Tidak ada satu ayat pun dalam Alkitab yang menjadi dasar untuk bertapa, seolah-olah dengan menyangkal diri akan kebutuhan atau bahkan kesenangan hidup bakal mendatangkan perkenan Allah. Perhatikan kata-kata rasul Paulus sehubungan praktek-praktek yang menyakiti diri, ”Hal-hal itu sendiri, memang, memiliki penampilan berhikmat dalam suatu bentuk ibadat yang ditetapkan sendiri dan kerendahan hati yang pura-pura, perlakuan keras terhadap tubuh; tetapi tidak ada nilainya dalam memerangi pemuasan daging.”—Kolose 2:23.

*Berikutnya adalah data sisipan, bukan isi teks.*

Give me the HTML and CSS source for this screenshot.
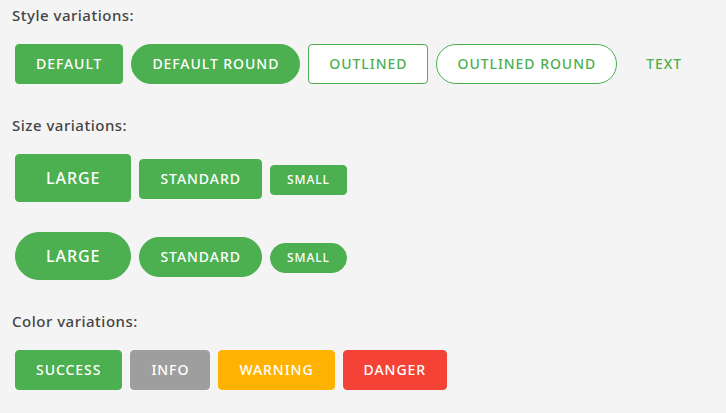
FILE: index.html
```html
<!DOCTYPE html>
<html>
<head>
<meta charset="utf-8">
<link rel="stylesheet" href="styles.css">
</head>
<body>
  <section class="section">
    <h3 class="title">Style variations:</h3>
    <div class="row">
      <button class="btn">Default</button>
      <button class="btn round">Default round</button>
      <button class="btn outline">Outlined</button>
      <button class="btn outline round">Outlined round</button>
      <button class="btn text">Text</button>
    </div>
  </section>
  <section class="section">
    <h3 class="title">Size variations:</h3>
    <div class="row row-tight">
      <button class="btn large">Large</button>
      <button class="btn">Standard</button>
      <button class="btn small">Small</button>
    </div>
    <div class="row">
      <button class="btn large round">Large</button>
      <button class="btn round">Standard</button>
      <button class="btn small round">Small</button>
    </div>
  </section>
  <section class="section">
    <h3 class="title">Color variations:</h3>
    <div class="row">
      <button class="btn">Success</button>
      <button class="btn info">Info</button>
      <button class="btn warning">Warning</button>
      <button class="btn danger">Danger</button>
    </div>
  </section>
</body>
</html>
```
FILE: styles.css
```css
html, body {
  margin: 0;
  background: #f4f4f4;
}
body {
  padding: 5px 12px 0;
  font-family: "Noto Sans", "Open Sans", sans-serif;
}
.title {
  margin: 0 0 19px;
  font-size: 15px;
  line-height: 20px;
  font-weight: 500;
  letter-spacing: 0.5px;
  color: #444444;
}
.row {
  display: flex;
  align-items: baseline;
  gap: 8px;
  padding-left: 3px;
  margin-bottom: 31px;
}
.row-tight {
  margin-bottom: 30px;
}
.btn {
  display: inline-flex;
  align-items: center;
  justify-content: center;
  box-sizing: border-box;
  height: 40px;
  padding: 0 20px;
  border: 1px solid #4caf50;
  border-radius: 4px;
  background: #4caf50;
  color: #ffffff;
  font-family: inherit;
  font-size: 14px;
  font-weight: 500;
  line-height: 1;
  letter-spacing: 0.95px;
  text-transform: uppercase;
  white-space: nowrap;
}
.round {
  border-radius: 999px;
}
.outline {
  background: #ffffff;
  color: #4caf50;
}
.text {
  background: transparent;
  border-color: transparent;
  color: #4caf50;
}
.large {
  height: 48px;
  padding: 0 30px;
  font-size: 16px;
}
.small {
  height: 30px;
  padding: 0 16px;
  font-size: 12px;
}
.info {
  background: #9e9e9e;
  border-color: #9e9e9e;
}
.warning {
  background: #ffb300;
  border-color: #ffb300;
}
.danger {
  background: #f44336;
  border-color: #f44336;
}
```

Martin Luther, semasa masih seorang biarawan, secara harfiah menyiksa dirinya sendiri. Namun, belakangan ia menentang praktek-praktek demikian, dengan mengatakan bahwa hal-hal tersebut menganjurkan gagasan dua jalan menuju Allah, yang lebih luhur dan yang lebih rendah, sedangkan Alkitab mengajarkan hanya satu jalan kepada keselamatan—yaitu dengan mempraktekkan iman kepada Yesus dan Bapaknya, Yehuwa. (Yohanes 17:3) Sebaliknya, upacara agama yang penuh penderitaan dipandang oleh beberapa orang sebagai suatu bentuk keselamatan dengan upaya sendiri.

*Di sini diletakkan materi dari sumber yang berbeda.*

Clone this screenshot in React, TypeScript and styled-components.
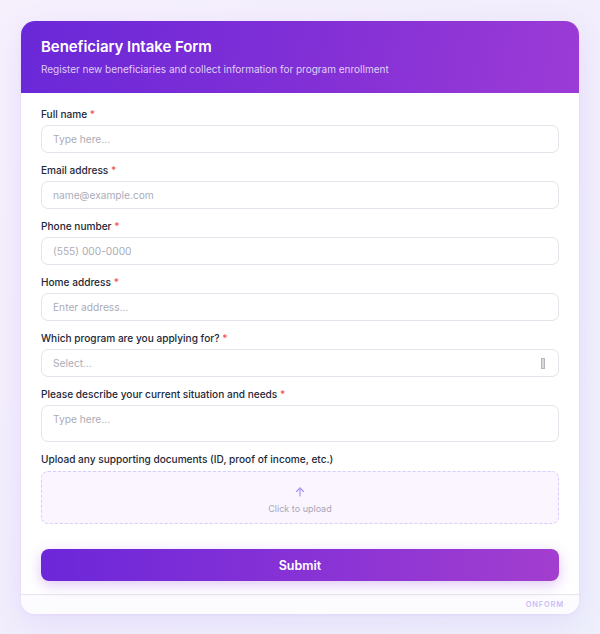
import React from 'react'
import styled, { createGlobalStyle } from 'styled-components'

const GlobalStyle = createGlobalStyle`
  * { box-sizing: border-box; }
  html, body { margin: 0; padding: 0; }
  body {
    font-family: Inter, "Noto Sans", "Liberation Sans", sans-serif;
    background: linear-gradient(135deg, #f6f0fd 0%, #f2eefc 50%, #eef0fb 100%);
    min-height: 634px;
  }
`

const Page = styled.div`
  padding: 21px 21px;
  min-height: 634px;
`

const Card = styled.div`
  width: 558px;
  background: #ffffff;
  border-radius: 14px;
  overflow: hidden;
  box-shadow: 0 8px 30px rgba(139, 92, 246, 0.12), 0 1px 3px rgba(139, 92, 246, 0.08);
`

const Header = styled.div`
  height: 72px;
  padding: 17px 20px 0;
  background: linear-gradient(100deg, #6a28d8 0%, #8330d6 55%, #9c3bd6 100%);
  color: #ffffff;
`

const Title = styled.h1`
  margin: 0;
  font-size: 15px;
  font-weight: 600;
  line-height: 18px;
  letter-spacing: -0.05px;
`

const Subtitle = styled.p`
  margin: 6px 0 0;
  font-size: 10px;
  line-height: 14px;
  color: rgba(255, 255, 255, 0.78);
`

const Body = styled.form`
  padding: 14px 20px 13px;
  display: flex;
  flex-direction: column;
`

const Field = styled.div`
  display: flex;
  flex-direction: column;
  gap: 4px;
  margin-bottom: 10px;
`

const Label = styled.label`
  font-size: 10.1px;
  font-weight: 500;
  line-height: 14px;
  color: #232838;
`

const Req = styled.span`
  color: #f05a5a;
`

const Input = styled.div<{ $tall?: boolean }>`
  height: ${({ $tall }) => ($tall ? '37px' : '28px')};
  border: 1.5px solid #e4e2ea;
  border-radius: 7px;
  padding: ${({ $tall }) => ($tall ? '7px 11px' : '0 11px')};
  display: flex;
  align-items: ${({ $tall }) => ($tall ? 'flex-start' : 'center')};
  justify-content: space-between;
  font-size: 10.2px;
  color: #acacb7;
  background: #ffffff;
`

const Tofu = styled.span`
  width: 4px;
  height: 11px;
  border: 1px solid #b5b5bd;
  background: #d8d8de;
  margin-right: 2px;
`

const Dropzone = styled.div`
  height: 53px;
  border: 1.5px dashed #d9ccfb;
  border-radius: 7px;
  background: #faf5fe;
  display: flex;
  flex-direction: column;
  align-items: center;
  justify-content: center;
  gap: 5px;
  margin-top: 1px;
  padding-top: 5px;
`

const DropText = styled.span`
  font-size: 9px;
  color: #a9a5b8;
`

const SubmitButton = styled.button`
  margin-top: 15px;
  height: 32px;
  border: none;
  border-radius: 8px;
  background: linear-gradient(90deg, #6c27d9 0%, #8a33d5 55%, #a23ecf 100%);
  color: #ffffff;
  font-family: inherit;
  font-size: 12.5px;
  font-weight: 600;
  box-shadow: 0 4px 14px rgba(139, 62, 226, 0.28);
  cursor: pointer;
`

const Footer = styled.div`
  height: 20px;
  border-top: 1px solid #e8e4ee;
  background: #fcfbfe;
  display: flex;
  align-items: center;
  justify-content: flex-end;
  padding: 0 15px;
`

const Brand = styled.span`
  font-size: 7.5px;
  font-weight: 600;
  letter-spacing: 0.8px;
  color: #cbbdf8;
`

const fields = [
  { label: 'Full name', placeholder: 'Type here...' },
  { label: 'Email address', placeholder: 'name@example.com' },
  { label: 'Phone number', placeholder: '(555) 000-0000' },
  { label: 'Home address', placeholder: 'Enter address...' },
]

export default function App() {
  return (
    <>
      <GlobalStyle />
      <Page>
        <Card>
          <Header>
            <Title>Beneficiary Intake Form</Title>
            <Subtitle>Register new beneficiaries and collect information for program enrollment</Subtitle>
          </Header>
          <Body onSubmit={e => e.preventDefault()}>
            {fields.map(f => (
              <Field key={f.label}>
                <Label>
                  {f.label} <Req>*</Req>
                </Label>
                <Input>{f.placeholder}</Input>
              </Field>
            ))}
            <Field>
              <Label>
                Which program are you applying for? <Req>*</Req>
              </Label>
              <Input>
                <span>Select...</span>
                <Tofu />
              </Input>
            </Field>
            <Field>
              <Label>
                Please describe your current situation and needs <Req>*</Req>
              </Label>
              <Input $tall>Type here...</Input>
            </Field>
            <Field>
              <Label>Upload any supporting documents (ID, proof of income, etc.)</Label>
              <Dropzone>
                <svg width="12" height="12" viewBox="0 0 24 24" fill="none" stroke="#a78bfa" strokeWidth="2.2" strokeLinecap="round" strokeLinejoin="round">
                  <path d="M12 20V4" />
                  <path d="M5 11l7-7 7 7" />
                </svg>
                <DropText>Click to upload</DropText>
              </Dropzone>
            </Field>
            <SubmitButton type="submit">Submit</SubmitButton>
          </Body>
          <Footer>
            <Brand>ONFORM</Brand>
          </Footer>
        </Card>
      </Page>
    </>
  )
}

Buku Church History in Plain Language mengomentari tentang bertapa, ”Mendukung cara hidup membiara adalah pandangan yang keliru tentang manusia. Menurut pendapat biarawan ini, jiwa dirantai pada daging sebagaimana halnya seorang tawanan yang terbelenggu. Hal itu bukanlah pandangan yang berdasarkan Alkitab tentang kehidupan manusia.” Ya, gagasan itu sendiri bahwa praktek menyakiti diri sendiri dapat menyenangkan Allah asing bagi Alkitab. Ini berasal dari buah-buah pikiran Gnostik yang keliru bahwa segala sesuatu yang berhubungan dengan daging adalah jahat dan hendaknya dianiaya sebanyak mungkin agar seseorang memperoleh keselamatan.
Karena Yehuwa ingin agar kita bahagia, melayani Allah yang menyenangkan demikian tidak menuntut kita untuk menjadi petapa. (Pengkhotbah 7:16) Maka, tak satu ayat pun di dalam Alkitab memberi tahu kita bahwa penderitaan atas prakarsa diri sendiri semacam itu adalah jalan keselamatan. Sebaliknya, Firman Allah membuatnya jelas bahwa adalah darah Kristus, beserta iman kita terhadapnya, yang membersihkan kita dari segala dosa.—Roma 5:1; 1 Yohanes 1:7.